Testimony of Karen Hobert Flynn on Preventing Abuse of Presidential Clemency Power

Tomorrow at 9:00 a.m., Common Cause President Karen Hobert Flynn will testify before the House Committee on the Judiciary’s Subcommittee on the Constitution, Civil Rights, and Civil Liberties on the “Constitutional Means to Prevent Abuse of the Clemency Power.” Her full written testimony was submitted to the Subcommittee in advance of the hearing. Other witnesses include Georgetown University Law Professor Caroline Fredrickson and historian Timothy Naftali of New York University.

Flynn’s testimony discusses the importance of understanding executive clemency in the context of broader problems in our criminal justice system. Until Congress passes sweeping criminal justice reform, clemency powers can be a tool to help address the disparate and devastating impacts of our criminal justice system on Black, Brown and Indigenous Americans. Flynn contrasts President Obama’s commuting the sentences of a record 1,715 Americans serving unjust sentences with President Trump’s abuses of the power.
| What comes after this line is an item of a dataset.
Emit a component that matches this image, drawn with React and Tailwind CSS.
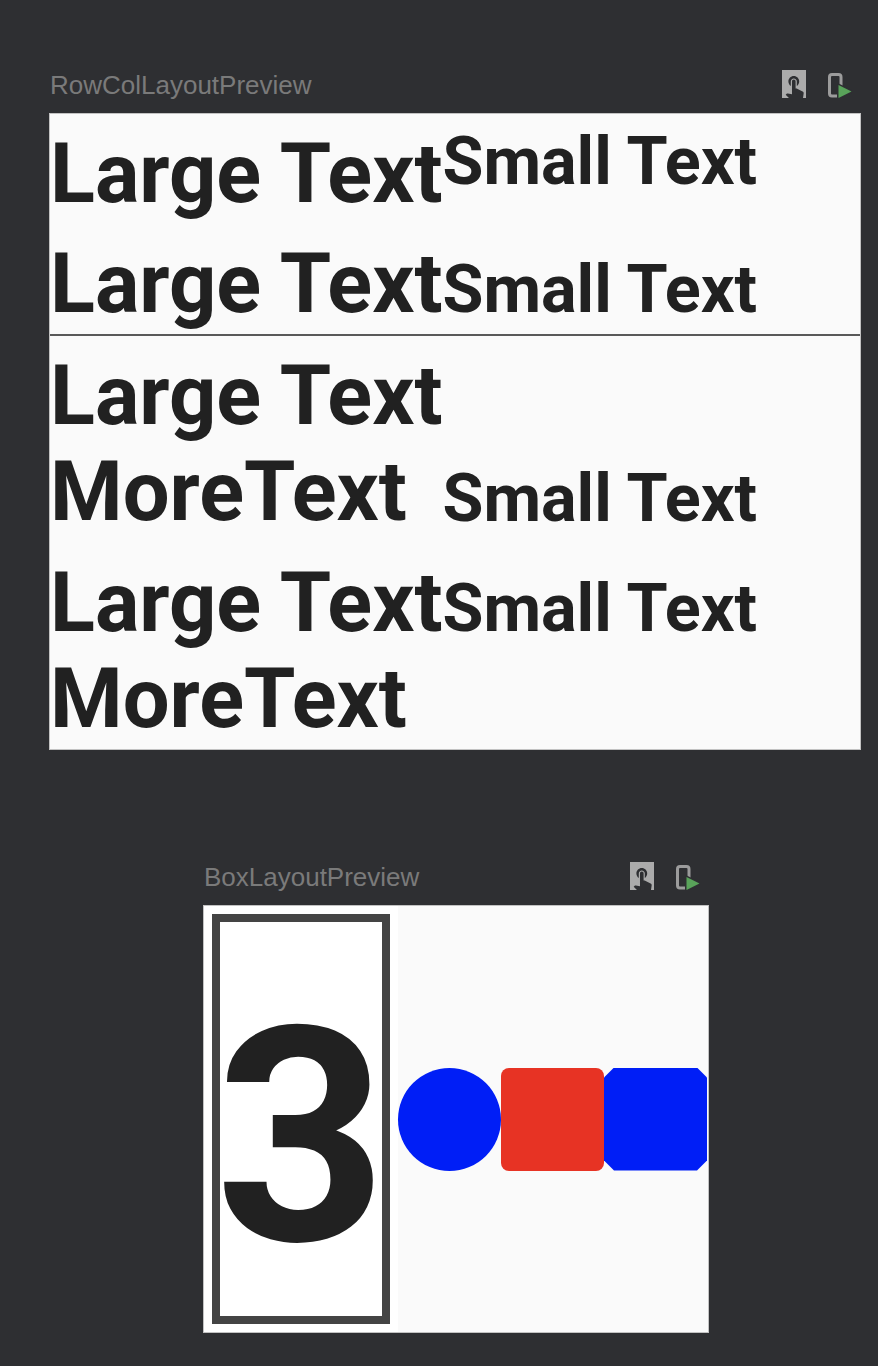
import React from "react";

const TouchIcon = () => (
  <div className="w-[24px] h-[28px] bg-[#ababab] overflow-hidden">
    <svg width="24" height="28" viewBox="1.67 -2 20 23.33" fill="#2e2f32">
      <path d="M9 11.24V7.5C9 6.12 10.12 5 11.5 5S14 6.12 14 7.5v3.74c1.21-.81 2-2.18 2-3.74C16 5.01 13.99 3 11.5 3S7 5.01 7 7.5c0 1.56.79 2.930 2 3.74zm9.84 4.63l-4.54-2.26c-.17-.07-.35-.11-.54-.11H13v-6c0-.83-.67-1.5-1.5-1.5S10 6.67 10 7.5v10.74l-3.43-.72c-.08-.01-.15-.03-.24-.03-.31 0-.59.13-.79.330l-.79.8 4.94 4.94c.27.27.65.44 1.06.44h6.79c.75 0 1.33-.55 1.44-1.28l.75-5.27c.01-.07.02-.14.02-.2 0-.62-.38-1.16-.91-1.38z" />
    </svg>
  </div>
);

const RunIcon = () => (
  <svg width="24" height="28" viewBox="0 0 24 28">
    <rect x="1.5" y="4.5" width="11.5" height="21.5" rx="2.5" fill="none" stroke="#9c9c9c" strokeWidth="3" />
    <polygon points="10.5,15 23.5,21.5 10.5,28" fill="#2e2f32" stroke="#2e2f32" strokeWidth="3" strokeLinejoin="round" />
    <polygon points="10.5,15 23.5,21.5 10.5,28" fill="#59a35a" />
  </svg>
);

const Header = ({ title }) => (
  <div className="flex justify-between items-start mb-[12px]">
    <span className="pl-[1px] text-[26px] leading-[31px] text-[#7a7a7a] font-['Liberation_Sans',Arial,sans-serif]">
      {title}
    </span>
    <div className="flex gap-[22px] pr-[9px]">
      <TouchIcon />
      <RunIcon />
    </div>
  </div>
);

const App = () => {
  return (
    <div className="min-h-[1366px] bg-[#2e2f32] pt-[70px] font-['Roboto',sans-serif] text-[#212121]">
      {/* row / column preview */}
      <div className="ml-[49px] w-[812px]">
        <Header title="RowColLayoutPreview" />
        <div className="bg-[#fafafa] border border-[#c2c2c2] whitespace-nowrap">
          {/* row top aligned */}
          <div className="flex items-start h-[110px]">
            <span className="text-[83px] font-bold leading-[97px] mt-[11px]">Large Text</span>
            <span className="text-[66.5px] font-bold leading-[78px] mt-[8px]">Small Text</span>
          </div>

          {/* row baseline aligned */}
          <div className="flex items-baseline h-[110px] pt-[11px]">
            <span className="text-[83px] font-bold leading-[97px]">Large Text</span>
            <span className="text-[66.5px] font-bold leading-[78px]">Small Text</span>
          </div>

          <div className="h-[2px] bg-[#595959]" />

          {/* column + last baseline */}
          <div className="flex items-end pt-[12px] pb-[2px]">
            <div className="text-[83px] font-bold leading-[96px]">
              <div>Large Text</div>
              <div>MoreText</div>
            </div>
            <span className="text-[66.5px] font-bold leading-[78px] mb-[3px]">Small Text</span>
          </div>

          {/* column + first baseline */}
          <div className="flex items-baseline pt-[13px] pb-[2px]">
            <div className="text-[83px] font-bold leading-[96px]">
              <div>Large Text</div>
              <div>MoreText</div>
            </div>
            <span className="text-[66.5px] font-bold leading-[78px]">Small Text</span>
          </div>
        </div>
      </div>

      {/* box preview */}
      <div className="ml-[203px] w-[506px] mt-[112px]">
        <Header title="BoxLayoutPreview" />
        <div className="flex h-[428px] bg-[#fafafa] border border-[#c2c2c2]">
          <div className="w-[194px] bg-white p-[8px]">
            <div className="h-full border-[8px] border-[#444444] flex items-center justify-center pt-[38px]">
              <span className="text-[300px] font-bold leading-normal">3</span>
            </div>
          </div>
          <div className="flex-1 flex items-center">
            <div className="w-[103px] h-[103px] rounded-full bg-[#001ef6]" />
            <div className="w-[103px] h-[103px] rounded-[8px] bg-[#e73324]" />
            <div className="w-[103px] h-[103px] bg-[#001ef6] [clip-path:polygon(10px_0,93px_0,103px_10px,103px_93px,93px_103px,10px_103px,0_93px,0_10px)]" />
          </div>
        </div>
      </div>
    </div>
  );
};

export default App;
Whereas President Obama used executive clemency to correct injustices, President Trump abused the pardon power to send a clear message that he and his associates viewed themselves as above the law. President Trump, in his words and deeds, showed that he would use the pardon power to reward obstruction and subvert democratic norms of accountability to further his own political power. It is a study in contrasts.

The testimony explores President Trump’s myriad abuses of the pardon power and urges a full congressional investigation of the circumstances behind them:

In the wake of President Trump’s abuse of the pardon power to obstruct investigations into Russia’s interference in U.S. elections and other abuses of the clemency power, Congress must investigate his pardons and commutations for potential violations of obstruction, bribery and other laws and take steps to bolster our democracy’s resilience to ensure that such abuses of executive clemency do not happen again.
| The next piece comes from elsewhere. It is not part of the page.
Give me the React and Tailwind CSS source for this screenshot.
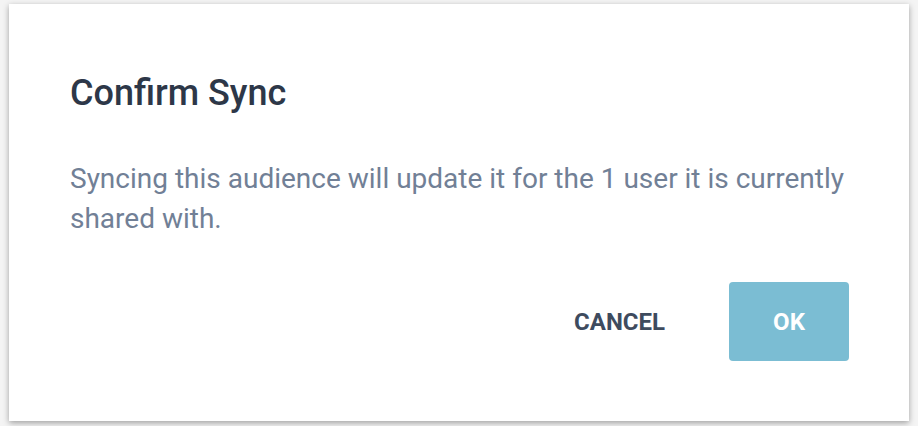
import React from 'react';

const App = () => {
  return (
    <div className="w-[918px] h-[426px] bg-[#f4f4f4] pt-[4px] pl-[9px] font-['Roboto',sans-serif]">
      <div className="w-[900px] h-[417px] bg-white shadow-[0_2px_6px_rgba(0,0,0,0.35)] pt-[69px] pl-[61px] pr-[50px] flex flex-col">
        <h2 className="text-[36px] leading-[40px] font-medium text-[#2d3748]">Confirm Sync</h2>
        <p className="mt-[46px] text-[28px] leading-[40px] text-[#718096]">
          Syncing this audience will update it for the 1 user it is currently shared with.
        </p>
        <div className="mt-auto mb-[60px] mr-[10px] flex justify-end items-center gap-[64px]">
          <button className="text-[24px] font-bold text-[#3e4b5e]">CANCEL</button>
          <button className="w-[120px] h-[79px] rounded-[4px] bg-[#7bbdd3] text-white text-[24px] font-bold">
            OK
          </button>
        </div>
      </div>
    </div>
  );
};

export default App;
Flynn’s testimony explores a variety of solutions ranging from amending the United States Constitution as proposed in House Joint Resolution 4 explicitly prohibiting certain types of pardons as well as actions currently available to Congress through the anti-bribery statute. In her testimony Flynn calls for re-introduction and hearings on the Protecting Our Democracy Act, a comprehensive reform package to prevent future abuses and require additional accountability and transparency provisions for the Executive Branch. It was first introduced in the 116th Congress. As introduced in the last Congress, it included the Abuse of the Pardon Power Prevention Act as Title I.

It would ensure greater integrity in future presidents’ use of the pardon power by requiring, within 30 days of the president issuing a pardon, that the president and attorney general submit to the House and Senate Judiciary Committees materials obtained or produced by the Executive Office of the President and DOJ relating to the pardon. The Act also echoes Special Counsel Mueller’s report, making clear that the anti-bribery statute, 18 U.S.C. § 201, applies to presidential pardons. Finally, the Act would establish that a president’s self-pardon “is void and of no effect.”